» Written task: Return a copy of each line that holds the string "React".

» Provided material:
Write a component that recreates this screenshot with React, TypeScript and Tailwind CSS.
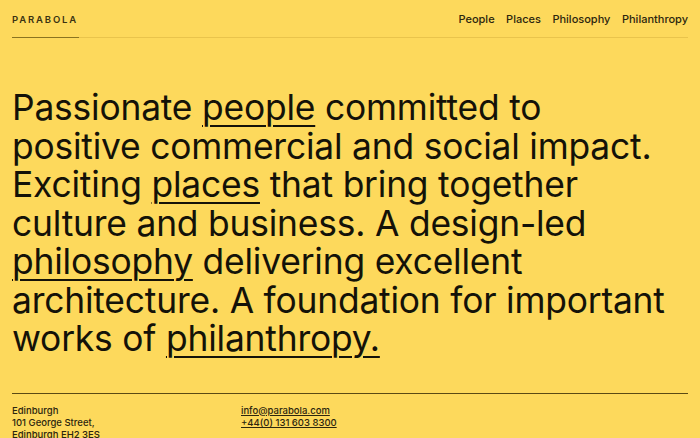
import React from 'react';

const navLinks = ['People', 'Places', 'Philosophy', 'Philanthropy'];

const Home = () => {
  const u = 'underline decoration-[2px] underline-offset-[5px]';

  return (
    <div className="min-h-screen bg-[#fdd95c] text-[#141208] px-3 font-['Inter',sans-serif] overflow-hidden h-[438px]">
      {/* Header */}
      <header className="flex items-start justify-between border-b border-[#e9c44c] h-[38px]">
        <div className="flex flex-col">
          <a className="text-[9.5px] font-semibold tracking-[1.85px] text-[#3a3212] pt-[14px] leading-[12px]">PARABOLA</a>
          <div className="mt-[11px] h-[1px] w-[67px] bg-[#8a7320]" />
        </div>
        <nav className="flex gap-[11.5px] pt-[12px] text-[11px] font-medium text-[#2c260e] leading-[14px]">
          {navLinks.map((l) => (
            <a key={l}>{l}</a>
          ))}
        </nav>
      </header>

      {/* Intro statement */}
      <section className="pt-[51px] pb-[34px]">
        <h1 className="text-[35.4px] leading-[38.5px] tracking-[-0.2px] font-normal">
          Passionate <a className={u}>people</a> committed to<br />
          positive commercial and social impact.<br />
          Exciting <a className={u}>places</a> that bring together<br />
          culture and business. A design-led<br />
          <a className={u}>philosophy</a> delivering excellent<br />
          architecture. A foundation for important<br />
          works of <a className={u}>philanthropy.</a>
        </h1>
      </section>

      {/* Footer */}
      <footer className="border-t border-[#5a4a14] pt-[11px] grid grid-cols-[229px_1fr] text-[9.5px] leading-[12px] font-medium text-[#2c260e]">
        <div>
          <p>Edinburgh</p>
          <p>101 George Street,</p>
          <p>Edinburgh EH2 3ES</p>
        </div>
        <div>
          <p><a className="underline underline-offset-[1px]">info@parabola.com</a></p>
          <p><a className="underline underline-offset-[1px]">+44(0) 131 603 8300</a></p>
        </div>
      </footer>
    </div>
  );
};

export default Home;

» Expected output:
Write a component that recreates this screenshot with React, TypeScript and Tailwind CSS.
import React from 'react';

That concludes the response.